画家で絵本作家、いわさきちひろさんの「ちひろ美術館・東京」(練馬区下石神井) #chihiro に先日、行きました。ちひろさんの絵の特徴である「花と子ども」にかかわる展示がとてもすてきでした。

 

 実は約40年前の学生時代に行って以来の鑑賞。数年前に「東京ステーションギャラリー」で開かれた「生誕百年の特別展」で彼女の人生をよく知ってから、もう一度行きたい、と願っていました。

 

 1918(大正7)年、父は陸軍建築技師、母は女学校の教師という恵まれた家庭に長女として誕生。子どものころから絵が好きで、14歳から岡田三郎助に師事、油絵を学びました。

母が満蒙開拓団に「大陸の花嫁」を送り出す「国策」に従事したため、ちひろも夫の勤務地である大連に渡り、母の仕事を手伝いました。夫の自殺や自身の心身の疲労により帰国。母の実家である長野県松本市で終戦を迎えました。

両親ともに、戦争に加担したことを悔い、ちひろは翌年、1人、上京します。紙芝居やメーカーの宣伝画などの制作、さらに昭和30年頃から「ひかりのくに」などの絵本雑誌や「ひとりでできるよ」、「あめのひのおるすばん」など子どもを主人公にしたかわいいものや、絵が中心の「りゅうのめのなみだ」などを次々に出版しました。

 

 結婚相手は日本共産党の活動を通して知り合った松本善明氏(後に衆議院議員)。画家仲間と著作権確立を訴える活動にも力を入れました。「あめのひのおるすばん」など子ども主人公にした絵中心かわいい絵本を数多く出版しました。

 

 ベトナム戦争が激しかった昭和40年代には、第2次世界大戦時の日本の子どもたちの様子を描いたり、ベトナム戦争をテーマにした絵本「戦争のなかの子どもたち」などを創作するなど、彼女の本領を発揮しました。

 

 黒柳徹子さんのベストセラー「窓ぎわのトットちゃん」の挿し絵は、いわさきちひろさんの絵ですが、実は黒柳さんは生前のちひろさんに会っていません。

 

 館内のビデオ放送によると、1974(昭和49)年、ちひろさんが55歳でがんで亡くなった記事に、黒柳さんは涙が止まらなかったそうです。「私がもし伝記を書くとしたら、ちひろさんに絵をお願いしよう。きっといつかお会いできるはずだ、と思っていたのに」と。

 

 黒柳さんは、多くのちひろファンとともにいわさきちひろ美術館設立に動き出し、3年後に実現しました。

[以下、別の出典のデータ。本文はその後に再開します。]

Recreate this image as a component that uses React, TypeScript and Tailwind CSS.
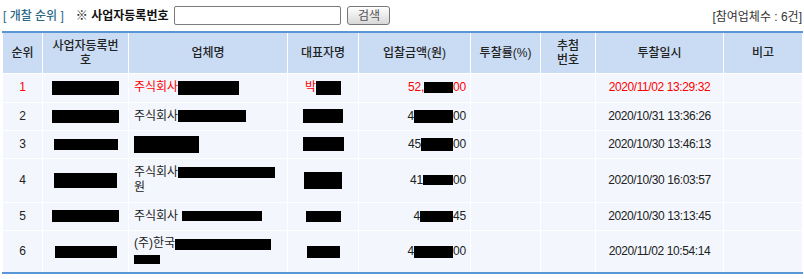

 美術館は、ちひろさんが22年間を過ごした自宅跡に建てられ、多くの絵に描かれた四季折々の花が植えられている庭もそのままです。アトリエも再現されています。初代館長は、劇作家の飯沢匡氏。現在の館長は、黒柳徹子さんです。

 

 そうした縁から、ちひろさんのご子息が原画コレクションから多数の絵を提供してくれ、「トットちゃん」が完成したそうです。

 子どもたちの様々な表情や動きを描き続けた画家だったからこそ、いろんな場面にぴったりの絵がちょうど見つかったのです。

 

 若い頃の私がこの美術館を訪ねたのは、設立からまだ間もない頃だったのだと、今回、気づきました。

ビデオで開館当初の映像にワンピース姿の若い女性が映ったときには「私じゃないかな?」と見入ってしまいました。

当時買って、何回もの引っ越しの際にも持ち続けたけれど、いつしかなくしてしまった「チューリップのある少女像」を見つけて買いなおすことができました。学生時代と違い、複数のTシャツや絵、本を「大人買い」して幸せな気分になりました。

 

 館内には、幼児を連れた若いお母さんお父さんのほか、かつて絵本を子どもに読み聞かせただろう世代の女性連れの姿もありました。